- Woodstock, Georgia United States

Information
- Type: Private Christian
- Religious affiliation: Christian
- Established: 1986; 40 years ago
- Grades: K-12
- Enrollment: under 500
- Language: English
- Colors: Maroon and white
- Mascot: Warrior
- Website: www.cherokeechristian.org

= Cherokee Christian Schools =

Private Christian school in Woodstock, Georgia, United States

Cherokee Christian Schools is a private Christian school in Woodstock, Georgia, United States enrolling students from pre-kindergarten through 12th grade. Its primary organization includes the academy (kindergarten, elementary, and middle) and the High School. The Administration of CCS includes a board of directors, a superintendent, and principals of the elementary, middle school and high school. Until recently, it was a traditional school, in that students attended five days a week and followed a period schedule and calendar similar to local public schools. As of August 2023, the school now follows a block schedule.

==History==
The school was originally established in 1985 under the auspices of the session of Cherokee Presbyterian Church (PCA) in an effort to establish a Biblical alternative to secular, public schooling utilizing a traditional education model. The organizer and first headmaster was Denise D. Michelson, who also served as the chairman of the school board for the next 12 years. The school initially met in a house and had an enrollment of 35 children. As the school grew, grade-levels were added yearly until, in 1997 it added the 12th grade and saw the first graduating class.

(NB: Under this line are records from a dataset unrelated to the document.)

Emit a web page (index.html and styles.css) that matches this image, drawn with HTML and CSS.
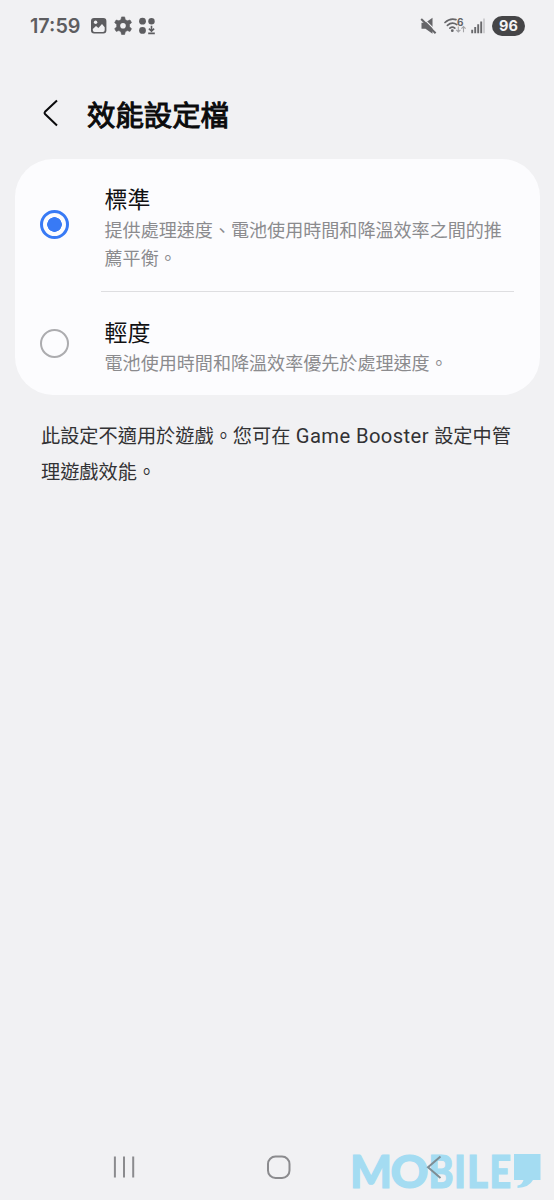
FILE: index.html
```html
<!DOCTYPE html>
<html lang="zh-Hant">
<head>
<meta charset="utf-8">
<title>效能設定檔</title>
<link rel="stylesheet" href="styles.css">
</head>
<body>
<div class="screen">
  <header class="status">
    <span class="clock">17:59</span>
    <svg class="status-left" width="66" height="20" viewBox="0 0 66 20">
      <rect x="1" y="2" width="15.4" height="15.6" rx="3" fill="#5d5d60"/>
      <path d="M2.800 12.900L6 9.900l2.400 2.200 3.600-4.200 2.700 3.300V14q0 1.900-1.800 1.900H4.600q-1.800 0-1.800-1.900z" fill="#f1f1f3"/>
      <circle cx="5.600" cy="6.300" r="1.700" fill="#f1f1f3"/>
      <path d="M31.600 1.600h3l.7 2.800 2 1.100 2.700-.8 1.500 2.600-2 2v2.200l2 2-1.500 2.600-2.700-.8-2 1.100-.7 2.800h-3l-.7-2.800-2-1.100-2.700.8-1.500-2.600 2-2V9.300l-2-2 1.500-2.600 2.700.8 2-1.100z" transform="translate(0 -.7)" fill="#5d5d60" stroke="#5d5d60" stroke-width=".6" stroke-linejoin="round"/>
      <circle cx="33" cy="9.700" r="2.800" fill="#f1f1f3"/>
      <g fill="#5d5d60"><circle cx="52.500" cy="5.200" r="3.400"/><circle cx="61.500" cy="5.200" r="3.200"/><circle cx="52.500" cy="14.400" r="3.400"/></g>
      <path d="M61.500 9.800v5.500M58.900 12.600l2.600 2.600 2.600-2.600M58.200 17.400h6.600" fill="none" stroke="#5d5d60" stroke-width="1.600"/>
    </svg>
    <svg class="status-right" width="66" height="20" viewBox="0 0 66 20">
      <path d="M1.500 6.800h4l7-5v16l-7-5h-4z" fill="#656568"/>
      <path d="M2.300 1.400L16.800 15.800" stroke="#f1f1f3" stroke-width="1.200"/>
      <path d="M1.200 3L15.600 17.200" stroke="#656568" stroke-width="2"/>
      <g fill="none" stroke="#656568" stroke-width="1.700" stroke-linecap="round"><path d="M25 6.500Q30 1.800 36 3.600M27.400 9.400Q32 5.400 36.800 8.600M29.900 12.200Q32.400 10.200 34.800 12.200"/></g>
      <circle cx="32.300" cy="14.700" r="1.400" fill="#656568"/>
      <text x="37" y="9.700" class="wifi-generation">6</text>
      <path d="M38.300 10.500v5.200M36.200 13.800l2.100 2.200 2.100-2.200M43.500 16.300v-5.600M41.400 12.700l2.100-2.200 2.100 2.200" fill="none" stroke="#a5a5a8" stroke-width="1.100"/>
      <path d="M52.200 13.700v3.500M55.200 11v6.200M58.200 8.300v8.900M61.200 5.500v11.700" stroke="#69696c" stroke-width="1.900"/>
      <path d="M64 2.500v14.700" stroke="#c9c9cc" stroke-width="1.700"/>
    </svg>
    <span class="battery">96</span>
  </header>

  <div class="heading">
    <svg width="16" height="28" viewBox="0 0 16 28"><path d="M14 1.500L2 12.800Q1 14 2 15L14 26.500" fill="none" stroke="#0b0b0c" stroke-width="2"/></svg>
    <h1>效能設定檔</h1>
  </div>

  <main class="card">
    <section class="option">
      <span class="radio selected"></span>
      <div class="option-text first">
        <h2>標準</h2>
        <p>提供處理速度、電池使用時間和降溫效率之間的推<br>薦平衡。</p>
      </div>
    </section>
    <section class="option">
      <span class="radio second-radio"></span>
      <div class="option-text">
        <h2>輕度</h2>
        <p>電池使用時間和降溫效率優先於處理速度。</p>
      </div>
    </section>
  </main>

  <p class="note">此設定不適用於遊戲。您可在 <span class="latin">Game Booster</span> 設定中管<br>理遊戲效能。</p>

  <footer class="navigation">
    <svg width="24" height="24" viewBox="0 0 24 24"><path d="M2.900 1.500v21M12 1.500v21M21.200 1.500v21" stroke="#8b8b8e" stroke-width="2"/></svg>
    <svg width="26" height="26" viewBox="0 0 26 26"><rect x="2" y="2.500" width="21.500" height="21.500" rx="7.500" fill="none" stroke="#8b8b8e" stroke-width="2"/></svg>
    <svg class="brand" width="194" height="48" viewBox="0 0 194 48">
      <g class="brand-name">
        <text x="-2" y="39.500" textLength="42" lengthAdjust="spacingAndGlyphs">M</text>
        <text x="38.500" y="39.500" textLength="38" lengthAdjust="spacingAndGlyphs">O</text>
        <text x="76.500" y="39.500" textLength="25" lengthAdjust="spacingAndGlyphs">B</text>
        <text x="102" y="39.500" textLength="12" lengthAdjust="spacingAndGlyphs">I</text>
        <text x="115" y="39.500" textLength="21" lengthAdjust="spacingAndGlyphs">L</text>
        <text x="137.500" y="39.500" textLength="21.500" lengthAdjust="spacingAndGlyphs">E</text>
      </g>
      <path d="M162 6h26.500v26h-7.500q-4 7.500-15.500 8v-2.500q4.500-.5 6-5.500H162z" fill="#a4dcf2"/>
      <path d="M88.500 8.500L76 19.200L88.500 30" fill="none" stroke="#7e8d94" stroke-width="2"/>
    </svg>
  </footer>
</div>
</body>
</html>
```
FILE: styles.css
```css
* { box-sizing: border-box; }
body { margin: 0; background: #f1f1f3; }
h1, h2, p { margin: 0; font-weight: 400; }
svg { display: block; flex: none; overflow: visible; }
.screen {
  width: 554px;
  height: 1200px;
  display: flex;
  flex-direction: column;
  font-family: "Noto Sans CJK TC", sans-serif;
  white-space: nowrap;
}
.status {
  height: 52px;
  padding: 0 29px 0 30px;
  display: flex;
  align-items: center;
  font-family: Inter, sans-serif;
}
.clock { width: 60px; font-size: 19.8px; font-weight: 600; color: #5d5d60; }
.status-right { margin-left: auto; }
.wifi-generation { font: 700 10px Inter, sans-serif; fill: #656568; }
.battery {
  width: 33px;
  height: 20px;
  margin-left: 6px;
  border-radius: 10px;
  background: #454547;
  color: #f4f4f5;
  font-size: 14.5px;
  font-weight: 700;
  line-height: 20px;
  text-align: center;
}
.heading {
  height: 107px;
  padding: 0 0 0 43px;
  display: flex;
  gap: 28px;
  align-items: center;
}
.heading svg { margin-top: 15px; }
.heading h1 {
  margin-top: 17px;
  font-size: 28.4px;
  line-height: 40px;
  color: #0b0b0c;
  -webkit-text-stroke: 1px #0b0b0c;
}
.card {
  width: 525px;
  height: 236px;
  margin-left: 14.5px;
  border-radius: 38px;
  background: #fcfcfe;
}
.option { display: flex; padding-left: 25.5px; }
.radio {
  width: 29px;
  height: 29px;
  flex: none;
  margin: 51px 32px 0 0;
  border: 2px solid #acacaf;
  border-radius: 50%;
}
.radio.selected {
  border: 3px solid #387af5;
  background: radial-gradient(circle, #387af5 0 7px, transparent 7.6px);
}
.second-radio { margin-top: 37px; }
.option-text { width: 413px; padding: 22px 0 0 3.5px; }
.option-text.first { height: 133px; border-bottom: 1px solid #dedee1; }
.option h2 { font-size: 22.9px; line-height: 34px; color: #111113; }
.option p { font-size: 18.07px; line-height: 28px; color: #8b8b8e; }
.note {
  margin: 23px 0 0 41px;
  font-size: 19.2px;
  line-height: 35px;
  color: #323234;
}
.latin { margin: 0 1px; font-family: Roboto, sans-serif; font-size: 20.2px; letter-spacing: .4px; }
.navigation {
  height: 56px;
  margin-top: auto;
  padding: 0 8px 0 112px;
  display: flex;
  align-items: center;
}
.navigation svg { margin-bottom: 10px; }
.navigation svg:nth-child(2) { margin-left: 130px; }
.navigation .brand { margin: 0 0 0 auto; }
.brand-name { font: 900 46px Lato, sans-serif; fill: #a4dcf2; stroke: #a4dcf2; stroke-width: 1.2px; }
```
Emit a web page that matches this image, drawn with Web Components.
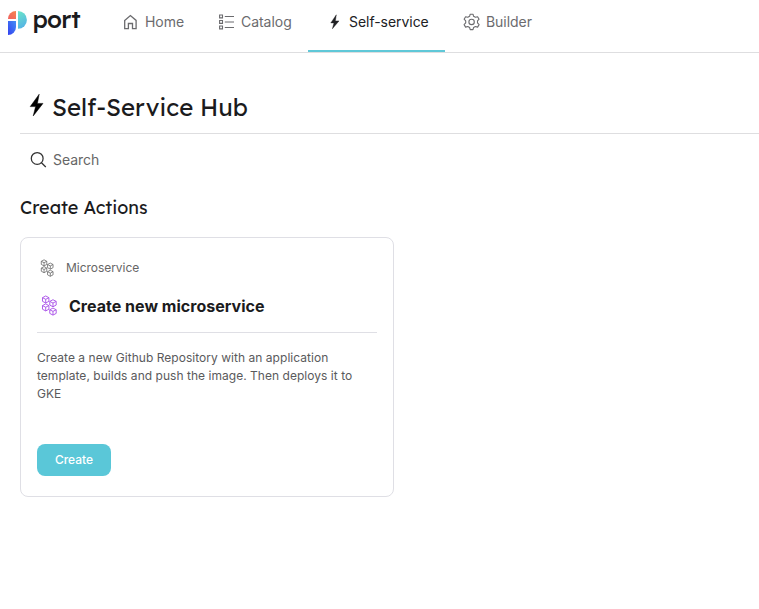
<!DOCTYPE html>
<html lang="en">
<head>
<meta charset="utf-8">
<title>Self-Service Hub</title>
<style>
html,body{margin:0;background:#fff}
body{font-family:Inter,"Liberation Sans",sans-serif;color:#1b1b1d;height:609px;overflow:hidden}
</style>
</head>
<body>
<port-app></port-app>
<script>
const define = (name, html) => {
  const t = document.createElement('template');
  t.innerHTML = html;
  customElements.define(name, class extends HTMLElement {
    constructor() {
      super();
      this.attachShadow({mode: 'open'}).append(t.content.cloneNode(true));
    }
  });
};

const cube = (x, y) => `<g transform="translate(${x} ${y})"><path d="M0-3.3 3-1.7V1.7L0 3.3-3 1.7V-1.7Z"/><path d="M-3-1.7 0-.2 3-1.7M0-.2V3.3"/></g>`;
const icons = {
  home: [20, 20, '<path d="M4.7 8.4 10.4 3.5 16.1 8.4V16.7H12.5V11.5H8.4V16.7H4.7Z" fill="none" stroke="currentColor" stroke-width="1.3"/>'],
  catalog: [20, 20, '<g fill="none" stroke="currentColor" stroke-width="1.1"><path d="M3.6 3h2.9v2.9H3.6zM3.6 8.5h2.9v2.9H3.6zM3.6 14h2.9v2.9H3.6z"/><path d="M8.8 4.5H18M8.8 10H18M8.8 15.5H18" stroke-width="1"/></g>'],
  bolt: [20, 20, '<path d="M12.3 2.8 6.8 10.9H9.9L8.4 16.8 15 8.9H11.4Z" fill="currentColor" stroke="currentColor" stroke-width=".4"/>'],
  gear: [20, 20, '<g fill="none" stroke="currentColor" stroke-width="1.1" stroke-linejoin="round"><path d="M9.2 2.2h2.8l.6 2.1 1.8 1 2.2-.6 1.5 2.5-1.6 1.7v2l1.6 1.7-1.5 2.5-2.2-.6-1.8 1-.6 2.1H9.2l-.6-2.1-1.8-1-2.2.6-1.5-2.5 1.6-1.7v-2L3.1 7.2l1.5-2.5 2.2.6 1.8-1Z"/><circle cx="10.6" cy="9.9" r="2.7"/></g>'],
  hub: [16, 24, '<path d="M11.2 .2 2.2 12.6H7.6L5.2 22 15 9.4H9.4Z" fill="currentColor" stroke="currentColor" stroke-width=".5"/>'],
  search: [18, 18, '<g fill="none" stroke="currentColor" stroke-width="1.25" stroke-linecap="round"><circle cx="7.2" cy="7.4" r="5.9"/><path d="M11.5 11.7 15.5 15.7"/></g>'],
  cubes: [16, 20, `<g fill="none" stroke="currentColor" stroke-width=".85" stroke-linejoin="round">${cube(4.4, 4.2)}${cube(11.2, 7.7)}${cube(4.4, 11.6)}${cube(11.2, 15.5)}</g>`]
};
customElements.define('ui-icon', class extends HTMLElement {
  connectedCallback() {
    if (this.shadowRoot) return;
    const [w, h, body] = icons[this.getAttribute('name')];
    const s = +(this.getAttribute('scale') || 1);
    this.attachShadow({mode: 'open'}).innerHTML =
      `<style>:host{display:block;flex:none}svg{display:block}</style><svg width="${w*s}" height="${h*s}" viewBox="0 0 ${w} ${h}">${body}</svg>`;
  }
});

define('port-logo', `<style>
:host{display:flex;width:104px;height:44px;flex:none;color:#1b1b1d}
svg{margin:10px 0 0 7px;flex:none}
span{font:500 24px/36px Lexend,Inter,sans-serif;letter-spacing:-.7px;margin:1px 0 0 4.4px}
</style>
<svg width="21" height="26" viewBox="0 0 21 26">
<defs>
<linearGradient id="a" x1="0" y1="1" x2="1" y2="0"><stop offset="0" stop-color="#f0605f"/><stop offset="1" stop-color="#f5864f"/></linearGradient>
<linearGradient id="b" x1="0" y1="0" x2=".3" y2="1"><stop offset="0" stop-color="#6be6c8"/><stop offset="1" stop-color="#55b4e4"/></linearGradient>
<linearGradient id="c" x1="1" y1="0" x2="0" y2="1"><stop offset="0" stop-color="#448ff5"/><stop offset="1" stop-color="#3440f0"/></linearGradient>
</defs>
<path d="M1 9A8 8 0 0 1 9 1V9Z" fill="url(#a)"/>
<path d="M11 1A8.9 8.9 0 0 1 11 18.8Z" fill="url(#b)"/>
<path d="M1 11H9V17A8 8 0 0 1 1 25Z" fill="url(#c)"/>
</svg><span>port</span>`);

define('nav-tab', `<style>
:host{display:flex;box-sizing:border-box;height:52px;padding:0 16px;gap:5px;color:#6b6b6e;border-bottom:2px solid transparent;font-size:14px;line-height:20px;letter-spacing:-.04px;width:var(--w)}
:host([active]){color:#202124;border-color:#5fc8d8}
div{margin-top:12px;white-space:nowrap}
::slotted(ui-icon){margin-top:12px}
</style><slot name="icon"></slot><div><slot></slot></div>`);

define('top-bar', `<style>:host{display:flex;height:52px;border-bottom:1px solid #dedee0}</style><slot></slot>`);

define('page-title', `<style>
:host{display:flex;box-sizing:border-box;height:81px;border-bottom:1px solid #dedee0;padding:41px 0 0 8px;gap:8px}
h1{margin:-3px 0 0;font:400 24px/32px Lexend,Inter,sans-serif;white-space:nowrap}
ui-icon{color:#000}
</style><ui-icon name="hub"></ui-icon><h1><slot></slot></h1>`);

define('search-field', `<style>
:host{display:flex;box-sizing:border-box;padding:17px 0 0 10px;gap:5px;height:40px;font-size:14px;line-height:18px;color:#666;letter-spacing:-.04px}
ui-icon{color:#333}
</style><ui-icon name="search"></ui-icon><slot></slot>`);

define('action-button', `<style>
:host{display:block}
button{display:block;border:0;border-radius:8px;background:#5ac7d8;color:#fff;width:74px;height:32px;padding:0;font:500 12px/32px Inter,sans-serif}
</style><button><slot></slot></button>`);

define('action-card', `<style>
:host{display:block;box-sizing:border-box;width:374px;height:260px;border:1px solid #dfdfe5;border-radius:8px;padding:20px 16px 0}
.kind{display:flex;height:20px;padding-left:3px;gap:11.3px;font-size:12px;line-height:20px;color:#666;letter-spacing:-.04px}
.kind ui-icon{margin-top:1px}
.name{display:flex;height:24px;margin-top:16px;padding-left:3.5px;gap:11.4px}
.name ui-icon{color:#a84ee8;margin-top:1px}
h3{margin:0;font:700 16px/24px Inter,sans-serif;letter-spacing:.02px;white-space:nowrap}
.rule{height:1px;background:#dfdfe5;margin-top:14px}
p{margin:16px 0 0;height:95px;font-size:12px;line-height:18px;color:#5a5a5c;letter-spacing:.035px}
</style>
<div class="kind"><ui-icon name="cubes" scale=".92"></ui-icon><slot name="kind"></slot></div>
<div class="name"><ui-icon name="cubes" scale="1.07"></ui-icon><h3><slot name="title"></slot></h3></div>
<div class="rule"></div>
<p><slot></slot></p>
<slot name="action"></slot>`);

define('port-app', `<style>
:host{display:block}
main{padding-left:20px}
h2{margin:22px 0 17px;font:400 18px/24px Lexend,Inter,sans-serif;white-space:nowrap;height:24px}
nav{display:flex}
</style>
<top-bar>
<port-logo></port-logo>
<nav>
<nav-tab style="--w:96px"><ui-icon slot="icon" name="home"></ui-icon>Home</nav-tab>
<nav-tab style="--w:108px"><ui-icon slot="icon" name="catalog"></ui-icon>Catalog</nav-tab>
<nav-tab style="--w:137px" active><ui-icon slot="icon" name="bolt"></ui-icon>Self-service</nav-tab>
<nav-tab><ui-icon slot="icon" name="gear"></ui-icon>Builder</nav-tab>
</nav>
</top-bar>
<main>
<page-title>Self-Service Hub</page-title>
<search-field>Search</search-field>
<h2>Create Actions</h2>
<action-card>
<span slot="kind">Microservice</span><span slot="title">Create new microservice</span>
Create a new Github Repository with an application template, builds and push the image. Then deploys it to GKE
<action-button slot="action">Create</action-button>
</action-card>
</main>`);
</script>
</body>
</html>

For financial reasons, the high school was terminated two years later, followed by a hiatus of nine years, but has since been re-established and is now in separate high school facilities on another part of the campus.

==Campus and facilities==
When the school outgrew the initial facilities also housing Cherokee Presbyterian Church facilities, the school relocated to its current site at Trickum Road, Woodstock, Georgia. The school's facilities have progressively expanded and now include an elementary building, with a fine-arts wing and a middle-school wing, a separate high school building, and athletic fields. The school recently acquired an adjacent property, nearly doubling the available campus acreage, with long-range plans to include a separate fine-arts building.